На самом деле наше общество поделено вовсе не так примитивно, как это представляют иные записные ораторы: несколько тысяч роскошествующих в 4-ом управлении и — все остальные, сваленные в кучу грязи, невнимания, грубости, жестокости и голода. Это не так. О «нескольких тысячах» со знанием дела говорить не могу, но что касается остальных, то именно они-то и поделены на две части: на тех, кто получает хотя бы элементарное медицинское обслуживание и на тех, кто находится в обстоятельствах, с точки зрения цивилизации, непредставимых. (Вот именно это деление, на эти две части, на что-то вроде «не то» чтобы среднего класса, но класса, кое-как подкармливаемого за счет созданных в течение 70 лет правдами и неправдами, таких замкнутых ведомственных систем.)
Какой-нибудь большой завод-комбинат, умный и расторопный директор которого сообразил построить собственную больницу, привлечь туда врачей, лечит людей в тысячу раз лучше, чем градская больница. Единственным достоинством градских больниц в прошлые годы были сильные хирурги, имевшие там практику, но значительная часть из них уехала сейчас.

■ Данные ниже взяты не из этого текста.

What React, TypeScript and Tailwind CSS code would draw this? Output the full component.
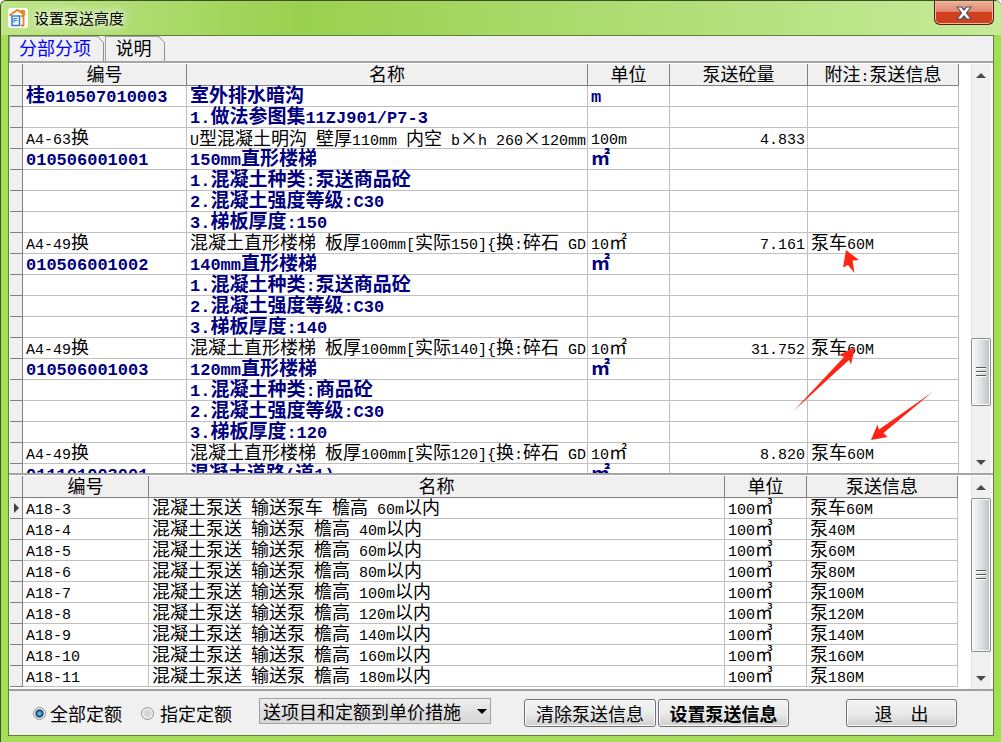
import { Fragment, useState } from "react";

type QuotaRow = {
  code?: string;
  name?: string;
  unit?: string;
  amount?: string;
  note?: string;
  bold?: boolean;
};

type PumpRow = { code: string; name: string; unit: string; info: string };

const QUOTAS: QuotaRow[] = [
  { code: "桂010507010003", name: "室外排水暗沟", unit: "m", bold: true },
  { name: "1.做法参图集11ZJ901/P7-3", bold: true },
  { code: "A4-63换", name: "U型混凝土明沟 壁厚110mm 内空 b×h 260×120mm", unit: "100m", amount: "4.833" },
  { code: "010506001001", name: "150mm直形楼梯", unit: "㎡", bold: true },
  { name: "1.混凝土种类:泵送商品砼", bold: true },
  { name: "2.混凝土强度等级:C30", bold: true },
  { name: "3.梯板厚度:150", bold: true },
  { code: "A4-49换", name: "混凝土直形楼梯 板厚100mm[实际150]{换:碎石 GD", unit: "10㎡", amount: "7.161", note: "泵车60M" },
  { code: "010506001002", name: "140mm直形楼梯", unit: "㎡", bold: true },
  { name: "1.混凝土种类:泵送商品砼", bold: true },
  { name: "2.混凝土强度等级:C30", bold: true },
  { name: "3.梯板厚度:140", bold: true },
  { code: "A4-49换", name: "混凝土直形楼梯 板厚100mm[实际140]{换:碎石 GD", unit: "10㎡", amount: "31.752", note: "泵车60M" },
  { code: "010506001003", name: "120mm直形楼梯", unit: "㎡", bold: true },
  { name: "1.混凝土种类:商品砼", bold: true },
  { name: "2.混凝土强度等级:C30", bold: true },
  { name: "3.梯板厚度:120", bold: true },
  { code: "A4-49换", name: "混凝土直形楼梯 板厚100mm[实际120]{换:碎石 GD", unit: "10㎡", amount: "8.820", note: "泵车60M" },
  { code: "011101003001", name: "混凝土道路(道1)", unit: "㎡", bold: true },
];

const PUMPS: PumpRow[] = [
  { code: "A18-3", name: "混凝土泵送 输送泵车 檐高 60m以内", unit: "100㎥", info: "泵车60M" },
  { code: "A18-4", name: "混凝土泵送 输送泵 檐高 40m以内", unit: "100㎥", info: "泵40M" },
  { code: "A18-5", name: "混凝土泵送 输送泵 檐高 60m以内", unit: "100㎥", info: "泵60M" },
  { code: "A18-6", name: "混凝土泵送 输送泵 檐高 80m以内", unit: "100㎥", info: "泵80M" },
  { code: "A18-7", name: "混凝土泵送 输送泵 檐高 100m以内", unit: "100㎥", info: "泵100M" },
  { code: "A18-8", name: "混凝土泵送 输送泵 檐高 120m以内", unit: "100㎥", info: "泵120M" },
  { code: "A18-9", name: "混凝土泵送 输送泵 檐高 140m以内", unit: "100㎥", info: "泵140M" },
  { code: "A18-10", name: "混凝土泵送 输送泵 檐高 160m以内", unit: "100㎥", info: "泵160M" },
  { code: "A18-11", name: "混凝土泵送 输送泵 檐高 180m以内", unit: "100㎥", info: "泵180M" },
];

// Latin runs go in the monospaced face at half the width of a Chinese glyph;
// the multiplication sign has to stay full width.
function MixedText({ text, bold }: { text: string; bold?: boolean }) {
  const runs = text.match(/[\x20-\x7e]+|×|[^\x20-\x7e×]+/g) ?? [];
  return (
    <div
      className={`h-5 font-["Liberation_Sans","Noto_Sans_CJK_SC",sans-serif] leading-5 whitespace-pre ${
        bold ? "text-[19px] font-bold text-[#000080]" : "text-[18px] text-black"
      }`}
    >
      {runs.map((run, i) => {
        if (run === "×") {
          return (
            <span key={i} className='font-["Noto_Sans_CJK_SC",sans-serif] leading-none'>
              ×
            </span>
          );
        }
        if (/^[\x20-\x7e]/.test(run)) {
          return (
            <span
              key={i}
              className={`font-["Liberation_Mono",monospace] leading-none ${bold ? "text-[17px]" : "text-[15px]"}`}
            >
              {run}
            </span>
          );
        }
        return <Fragment key={i}>{run}</Fragment>;
      })}
    </div>
  );
}

function HeadCell({ label }: { label?: string }) {
  return (
    <th className="h-[22px] border-r border-b border-[#808080] bg-[#f0f0f0] p-0 text-center font-normal">
      {label && <MixedText text={label} />}
    </th>
  );
}

function Cell({ text, bold, right }: { text?: string; bold?: boolean; right?: boolean }) {
  return (
    <td className={`h-[21px] border-r border-b border-[#c0c0c0] p-0 ${right ? "pr-0.5 text-right" : "pl-[3px]"}`}>
      {text && <MixedText text={text} bold={bold} />}
    </td>
  );
}

function GutterCell({ current }: { current?: boolean }) {
  return (
    <td className="h-[21px] border-r border-b border-[#808080] bg-[#f0f0f0] p-0">
      {current && (
        <svg viewBox="0 0 12 12" className="size-3" aria-hidden="true">
          <path d="M4 1v10l5-5z" fill="#404040" />
        </svg>
      )}
    </td>
  );
}

function ScrollBar({ before, thumb, after }: { before: string; thumb: string; after: string }) {
  return (
    <div className="mr-0.5 flex w-5 shrink-0 flex-col bg-[#f0f0f0] shadow-[inset_1px_0_0_#e4e4e4]">
      <button type="button" aria-label="向上滚动" className="flex h-[22px] shrink-0 items-center justify-center">
        <svg viewBox="0 0 10 5" className="h-[5px] w-2.5" aria-hidden="true">
          <path d="M5 0l5 5H0z" fill="#4a4a4a" />
        </svg>
      </button>
      <div className={`basis-0 ${before}`} />
      <div
        className={`flex basis-0 flex-col items-center justify-center gap-0.5 rounded-xs border border-[#8e8e8e] bg-linear-to-r from-[#f8f8f8] via-[#e3e4e7] via-45% to-[#bfc0c4] shadow-[inset_0_0_0_1px_#fafafa] ${thumb}`}
      >
        <span className="h-0.5 w-2.5 border-t border-[#5a5a5a] bg-white" />
        <span className="h-0.5 w-2.5 border-t border-[#5a5a5a] bg-white" />
        <span className="h-0.5 w-2.5 border-t border-[#5a5a5a] bg-white" />
      </div>
      <div className={`basis-0 ${after}`} />
      <button type="button" aria-label="向下滚动" className="flex h-[22px] shrink-0 items-center justify-center">
        <svg viewBox="0 0 10 5" className="h-[5px] w-2.5" aria-hidden="true">
          <path d="M0 0h10L5 5z" fill="#4a4a4a" />
        </svg>
      </button>
    </div>
  );
}

function TitleBar() {
  return (
    <header className="-mx-[7px] flex h-[34px] shrink-0 items-start bg-linear-to-r from-[#bfe588] via-[#9ad04e] via-30% to-[#c6ea98] px-[7px]">
      <div className="flex h-full flex-1 items-center gap-1.5">
        <svg viewBox="0 0 20 20" className="size-5" aria-hidden="true">
          <rect width="20" height="20" rx="3" fill="#fff" />
          <path d="M1.500 7.500L9.500 2l7.500 5" fill="none" stroke="#f07d1a" strokeWidth="2" />
          <path d="M13 3h3v4M13 8h2.500v9.500H13" fill="none" stroke="#f07d1a" strokeWidth="1.800" />
          <path d="M4 8h7.500v9.500H4z" fill="#fff" stroke="#2c7fd0" strokeWidth="1.600" />
          <path d="M6 10.500h3.500M6 12.500h3.500M6 10v5" stroke="#2c7fd0" strokeWidth="1" />
        </svg>
        <h1 className="text-[15px] leading-5 text-black [text-shadow:0_0_8px_#fff,0_0_12px_#fff]">设置泵送高度</h1>
      </div>
      <button
        type="button"
        aria-label="关闭"
        className="flex h-6 w-[60px] items-center justify-center rounded-b-md border border-t-0 border-[#5a1a10] bg-linear-to-b from-[#f0b09a] via-[#e08a70] via-45% to-[#d0401c] to-50% shadow-[inset_0_0_0_1px_#f3b9a4]"
      >
        <svg viewBox="0 0 16 14" className="h-3.5 w-4" aria-hidden="true">
          <path
            d="M1 1h4.500L8 4l2.500-3H15l-4.600 6L15 13h-4.500L8 10l-2.500 3H1l4.600-6z"
            fill="#fff"
            stroke="#4d4f63"
            strokeWidth="1.200"
            strokeLinejoin="round"
          />
        </svg>
      </button>
    </header>
  );
}

function Tabs() {
  const [tab, setTab] = useState(0);
  return (
    <div role="tablist" className="flex h-[25px] shrink-0 gap-px">
      {["分部分项", "说明"].map((label, i) => (
        <button
          key={label}
          type="button"
          role="tab"
          aria-selected={tab === i}
          onClick={() => setTab(i)}
          className={`relative h-full border-t border-l border-[#a0a0a0] pr-1 font-["Liberation_Sans","Noto_Sans_CJK_SC",sans-serif] text-[18px] leading-6 ${
            i === 0 ? "w-[95px]" : "w-[60px]"
          } ${tab === i ? "text-[#0000ff]" : "text-black"}`}
        >
          {label}
          <svg viewBox="0 0 7 25" className="absolute -top-px right-0 h-[25px] w-[7px]" aria-hidden="true">
            <path d="M1 0h6v6z" fill="#f0f0f0" />
            <path d="M0.500 0.500L6.500 6.500V25" fill="none" stroke="#909090" />
          </svg>
        </button>
      ))}
    </div>
  );
}

function QuotaGrid() {
  return (
    <section className="relative flex min-h-0 flex-1 overflow-hidden border-t-2 border-[#a5a5a8] bg-white pt-px pl-px">
      <div className="min-w-0 flex-1 overflow-hidden pr-3">
        <table className="w-full table-fixed border-separate border-spacing-0">
          <colgroup>
            <col className="w-[13px]" />
            <col className="w-[164px]" />
            <col />
            <col className="w-[82px]" />
            <col className="w-[138px]" />
            <col className="w-[151px]" />
          </colgroup>
          <thead>
            <tr>
              <HeadCell />
              <HeadCell label="编号" />
              <HeadCell label="名称" />
              <HeadCell label="单位" />
              <HeadCell label="泵送砼量" />
              <HeadCell label="附注:泵送信息" />
            </tr>
          </thead>
          <tbody>
            {QUOTAS.map((q, i) => (
              <tr key={i}>
                <GutterCell />
                <Cell text={q.code} bold={q.bold} />
                <Cell text={q.name} bold={q.bold} />
                <Cell text={q.unit} bold={q.bold} />
                <Cell text={q.amount} right />
                <Cell text={q.note} />
              </tr>
            ))}
          </tbody>
        </table>
      </div>
      <ScrollBar before="grow-[253]" thumb="grow-[67]" after="grow-[45]" />
      {/* red annotation arrows over the notes column */}
      <svg viewBox="0 0 150 200" className="pointer-events-none absolute top-[182px] right-[53px] h-[200px] w-[150px]" aria-hidden="true">
        <g fill="#ff2414">
          <path d="M56 5l13 10-6.500 0.500 2 12.500-6.500-8-5 2.500z" />
          <path d="M3.500 166L54 112l-5-2 16-8-4 17.500-2-4.500z" />
          <path d="M142.500 147L93.500 188l4 4-16.500 3 6.500-15.500 1.500 5z" />
        </g>
      </svg>
    </section>
  );
}

function PumpGrid() {
  return (
    <section className="flex h-[216px] shrink-0 overflow-hidden border-t-2 border-[#a5a5a8] bg-white pt-px pl-px">
      <div className="min-w-0 flex-1 overflow-hidden pr-[13px]">
        <table className="w-full table-fixed border-separate border-spacing-0">
          <colgroup>
            <col className="w-[13px]" />
            <col className="w-[126px]" />
            <col />
            <col className="w-[82px]" />
            <col className="w-[151px]" />
          </colgroup>
          <thead>
            <tr>
              <HeadCell />
              <HeadCell label="编号" />
              <HeadCell label="名称" />
              <HeadCell label="单位" />
              <HeadCell label="泵送信息" />
            </tr>
          </thead>
          <tbody>
            {PUMPS.map((p, i) => (
              <tr key={p.code}>
                <GutterCell current={i === 0} />
                <Cell text={p.code} />
                <Cell text={p.name} />
                <Cell text={p.unit} />
                <Cell text={p.info} />
              </tr>
            ))}
          </tbody>
        </table>
      </div>
      <ScrollBar before="grow-0" thumb="grow-[153]" after="grow-[15]" />
    </section>
  );
}

const RADIO =
  "size-[13px] appearance-none rounded-full border border-[#8e8f8f] bg-radial from-[#c8ccd0] to-[#f4f4f4] shadow-[inset_0_0_0_1px_#f4f4f4] checked:from-[#5fc4f0] checked:from-10% checked:via-[#123f66] checked:via-45% checked:to-[#f4f4f4] checked:to-65%";

const BUTTON =
  "h-7 rounded-[3px] border border-[#707070] bg-linear-to-b from-[#f2f2f2] via-[#ebebeb] via-50% to-[#cfcfcf] text-[18px] leading-6 whitespace-pre text-black shadow-[inset_0_0_0_1px_#fbfbfb]";

function Footer() {
  const [scope, setScope] = useState("all");
  return (
    <footer className="flex h-[46px] shrink-0 items-center border-t-2 border-[#a0a0a0] pl-6 text-[18px] text-black">
      <label className="flex items-center gap-1">
        <input type="radio" name="scope" className={RADIO} checked={scope === "all"} onChange={() => setScope("all")} />
        全部定额
      </label>
      <label className="ml-[19px] flex items-center gap-1.5">
        <input type="radio" name="scope" className={RADIO} checked={scope === "some"} onChange={() => setScope("some")} />
        指定定额
      </label>
      <div className="relative mb-1 ml-[27px]">
        <select
          aria-label="送项目和定额"
          className="block h-[26px] w-[232px] appearance-none border border-[#a0a0a0] bg-linear-to-b from-[#ededed] to-[#d6d6d6] pl-[3px] text-[18px] leading-6"
        >
          <option>送项目和定额到单价措施</option>
        </select>
        <svg viewBox="0 0 10 5" className="pointer-events-none absolute top-[11px] right-1 h-[5px] w-2.5" aria-hidden="true">
          <path d="M0 0h10L5 5z" fill="#000" />
        </svg>
      </div>
      <button type="button" className={`ml-[33px] w-[132px] ${BUTTON}`}>
        清除泵送信息
      </button>
      <button type="button" className={`ml-0.5 w-[131px] font-bold ${BUTTON}`}>
        设置泵送信息
      </button>
      <button type="button" className={`mr-9 ml-auto w-[111px] ${BUTTON}`}>
        {"退　出"}
      </button>
    </footer>
  );
}

export default function App() {
  return (
    <div className='flex h-screen flex-col overflow-hidden rounded-t-md border-t border-l border-[#3d5222] bg-[#a5dc58] px-[7px] pb-1.5 font-["Noto_Sans_CJK_SC",sans-serif]'>
      <TitleBar />
      <main className="flex min-h-0 flex-1 flex-col border border-[#5f7f3a] bg-[#f0f0f0]">
        <Tabs />
        <QuotaGrid />
        <PumpGrid />
        <Footer />
      </main>
    </div>
  );
}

В населении проведена резкая черта между тем, кому плоховато, и теми, кому совсем плохо. И пока я не вижу со стороны тех, кому плоховато, желания каким-то образом прекратить ужас существования тех, кому совсем плохо.
Если уж духовную энергию нации с первых месяцев перестройки — я в этом была глубоко убеждена всегда, говорила и писала везде, где возможно — надо было направлять не на поиск какого-то закрытого Гдляном клада, не на какие-то данные кем-то кому-то триста или три тысячи рублей, а на осознание того факта, что буквально полстраны живет практически в условиях барака, лагерного барака, и что именно ликвидация вот этих очагов издевательства, нищеты, грязи, рассадников всевозможных инфекций, заболеваний — это задача первоочередная.
Если она будет решена, то, честно говоря, привилегии каких-то тысяч избранников меня будут мало волновать.